Don't keep all your cities at size two, just the ones in bad locations. You can tell any city to take over tiles from another city in the citizen management panel. If you have a site that looks like it'd be excellent for hammers or gold production, just don't cap its growth. You should have enough of a happiness buffer after you get a few good social policies that reduce unhappiness, you can grow some cities to normal size, and take full advantage of all the usual multipliers. There's no reason not to have a few cities with 45+ hammers, even when you're ICSing.

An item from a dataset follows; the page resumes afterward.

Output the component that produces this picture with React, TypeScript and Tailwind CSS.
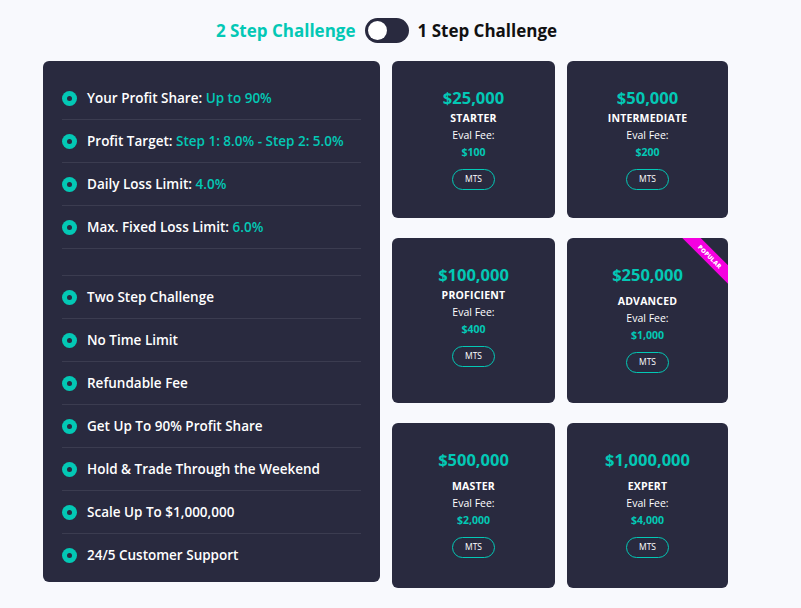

Once everything is up and running in your small cities, and you have enough maritime allies to provide 6-8 food for all your cities, you can run your fillers on 100% specialist duty, and let your 'real' cities work the tiles. After a while, the filler cities just become mega tile improvements.

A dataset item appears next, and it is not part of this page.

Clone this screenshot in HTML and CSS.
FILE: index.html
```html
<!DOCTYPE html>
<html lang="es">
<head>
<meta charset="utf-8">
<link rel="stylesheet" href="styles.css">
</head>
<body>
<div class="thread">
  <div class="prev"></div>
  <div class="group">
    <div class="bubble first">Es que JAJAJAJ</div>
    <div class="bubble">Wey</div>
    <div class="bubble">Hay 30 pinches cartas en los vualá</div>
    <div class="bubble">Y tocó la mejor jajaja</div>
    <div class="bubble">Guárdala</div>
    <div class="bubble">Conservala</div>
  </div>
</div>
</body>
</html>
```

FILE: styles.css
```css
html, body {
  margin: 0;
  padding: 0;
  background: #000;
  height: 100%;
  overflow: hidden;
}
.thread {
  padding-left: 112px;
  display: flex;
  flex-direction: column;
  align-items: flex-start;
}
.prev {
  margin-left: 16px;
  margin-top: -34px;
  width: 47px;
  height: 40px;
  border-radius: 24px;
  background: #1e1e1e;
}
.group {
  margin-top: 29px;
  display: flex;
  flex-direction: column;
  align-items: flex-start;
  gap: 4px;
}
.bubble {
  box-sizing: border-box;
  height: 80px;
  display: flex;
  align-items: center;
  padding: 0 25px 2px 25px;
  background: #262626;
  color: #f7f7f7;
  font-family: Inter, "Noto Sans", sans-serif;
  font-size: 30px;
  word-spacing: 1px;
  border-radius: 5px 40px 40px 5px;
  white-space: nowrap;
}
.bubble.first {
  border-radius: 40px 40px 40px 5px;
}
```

This is the best way I understood ICS...

going to try it tonight with the French(cant Spell Nepoleon , Neapolienon , Nepolieno)
 
You don't need the food for ICS and steam power comes at a time where you're researching techs every three turns or so. The early production boost from chopping (shaves 5 turns or so off that colosseum) is better if you ask me. Also, Steam Power isn't that early in the game, you usually don't hit it before turn ~170 because you need to research almost everything that comes before to get it.

I'm not saying lumbermills are bad, mind. Sometimes I leave some forests I didn't get around to chop early to build mills later.

Not for all cities in an ICS no, but in those cities you are planning to be the production cities that are cranking out the spaceship parts, you will need the food, because you'll want to have citizens on all your hammer tiles, plus any specialists you can get that add hammers, so you can finish them as fast as possible. Couple a lumbermill with the policy that has specialist eating half the food and you just got a mine that also feeds one of those specialist.

It's even worse if you're playing Hiawatha and build the longhouse in that city, because now all your lumbermills have the same hammers as a mine BEFORE steam power and 1 more after steampower. So a Steam powered Lumbermill near a Longhouse gives 4 hammers 1 food, while the mine next to it only gives 3 hammers.
 
This is the best way I understood ICS...

going to try it tonight with the French(cant Spell Nepoleon , Neapolienon , Nepolieno)

Napoleon

You might give Askia a try. His UB that unlocked at Philosophy, adds as much culture bonus as Napoleon gives and doesn't have any maintenance cost. It replaces the Temple.